In so saying then, what is right? Well, there are a half a dozen or more major universities that have rather large Somerset Maugham Archives and research collections, including Stanford, Harvard, Columbia, and Cornell. Combined they have hundreds of volumes, manuscripts, originals, and handwritten notes, letters, and pieces of correspondence composed by Maugham and either submitted by himself or by the recipients or others. There are probably close to two dozen biographies available as well, some written by people that knew Maugham personally, some researched from the above mentioned university collections, and some from personal interviews with family and friends. Some biographies simply used each other as sources. In all that material nowhere has anyone come up with a specific "real person" said to be such by Maugham himself to "be" Larry Darrell. True, for most people researching and focusing on Maugham and his works, the Darrell character is minor at best amongst all that there is. However, for our purposes here the focus IS Larry Darrell.


There has been speculations on many of the characters in the novel, including for example, the Elliott Templeton character, who has been pinpointed quite accurately, as has the holy man, Shri Ganesha, who everybody knows is Sri Ramana. However the Larry Darrell character has remained elusive. As mentioned previously, Guy Hague among others, have been suggested many times.

In 1959 one of the first Maugham biographies showed up. Penned by a friend of Maugham's, Karl Pfeiffer, titled "W. SOMERSET MAUGHAM: A Candid Portrait," it was met with strong disapproval by Maugham, still alive at the time. Pfeiffer and Maugham met in 1923 and by 1946 Pfeiffer had tacit approval to write a biography. By 1954 Maugham had changed his mind and when Pfeiffer continued, their friendship soured.
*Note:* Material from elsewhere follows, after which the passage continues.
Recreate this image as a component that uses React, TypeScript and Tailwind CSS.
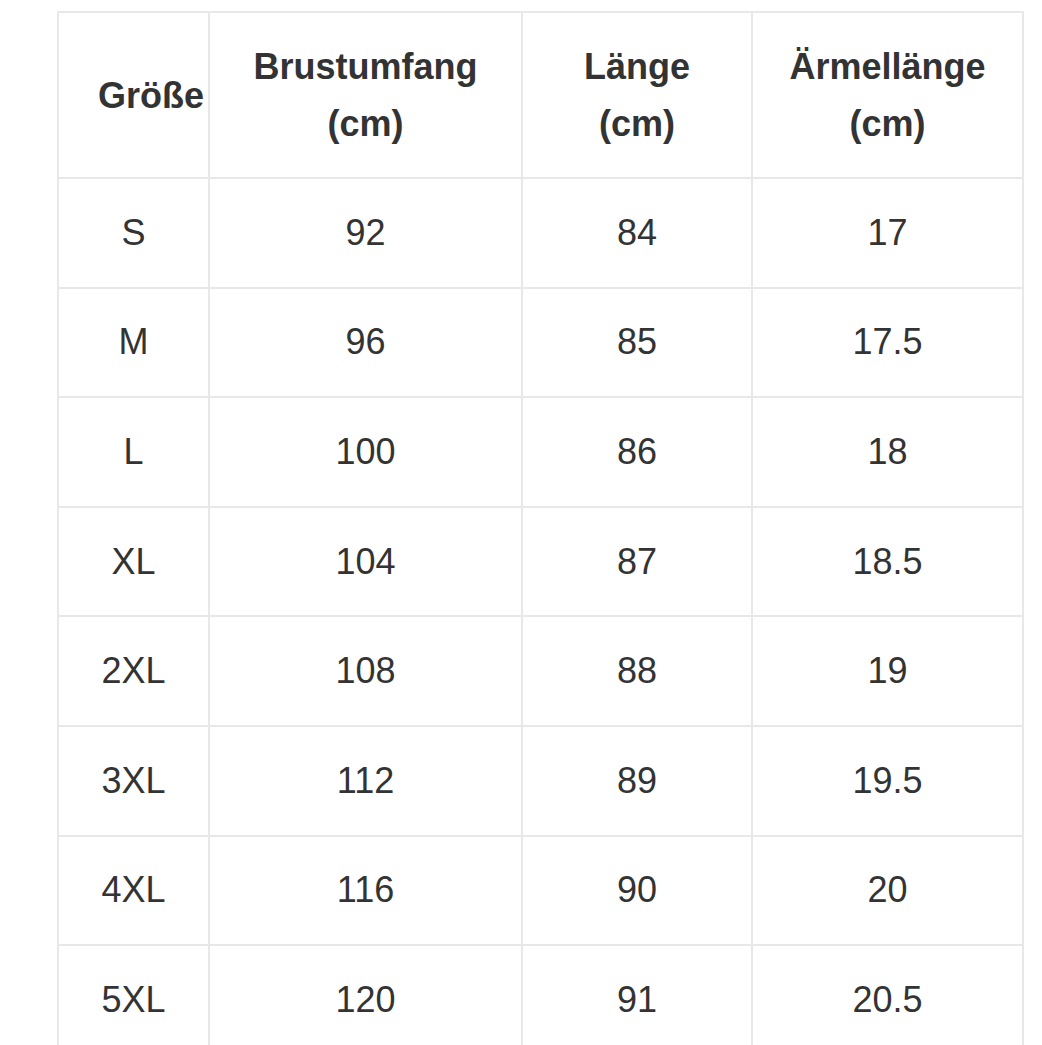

If you go through the various Maugham biographies, and even semi-autobiographies such as Maugham's "A Writer's Notebook" many discrepancies show up and are often cited by each other as proof that "their" version is correct, hence the others are wrong. In that Pfeiffer's came first it has been true grist for the mill. To me it is neither here nor there. What matters is Darrell.

Pieffer writes:

The germ of "The Razor's Edge" was a chance meeting at a dinner party in Chicago in 1919, just as Maugham states in his first chapter. Larry's prototype was a young man at the dinner party, and Maugham never saw him again. He remembered just one remark the young man made, to the effect that he didn't want to go into the family business and hoped instead to make something interesting of his life.



The above not withstanding, what most people don't realize is that the basic theme of "The Razor's Edge" was at least the THIRD attempt by Maugham using basically the exact same plot. The first time occurred well before the aforementioned 1919 dinner party in Chicago cited above by Pieffer, showing up in his third novel "The Hero" published in 1901. It was followed by a play version retitled as "The Unknown" in 1920.

In 1924 Maugham wrote an unproduced and unpublished play titled The Road Uphill which is an almost exact duplicate of "The Razor's Edge," following the plot line nearly thought for thought, scene for scene. The play opens in Chicago in 1919 at the home of Mrs. Cornelius Sheridan. She has two sons, both of which have just returned from the war, of which both have unsettled war experiences. One son, Ford, is writing a play, the other, Joe, has done nothing. Mrs. Sheridan's brother, a dilettante visiting from Paris, lives for his clothes, Louis the XV apartment, and dogs. Ford stops writing and goes into the bond business with a multi-millionaire named Howard Green. Joe, unable to adjust, goes to Paris to paint. Two years later Joe's girlfriend shows up and tries to convince him "to settle down and do a man's work." He doesn't. She returns to the states and marries Howard Green. Joe comes back after several years and his ex-girlfriend and Green now have a child, although it is clear she still loves Joe. Howard is hit with financial ruin speculating with other people's money, etc., etc. It is fairly clear that Mrs. Sheridan's brother is Elliott Templeton, Howard Green is Gray Maturin (note the names are "colors" in both cases), the ex-girlfriend is Isabel.[1]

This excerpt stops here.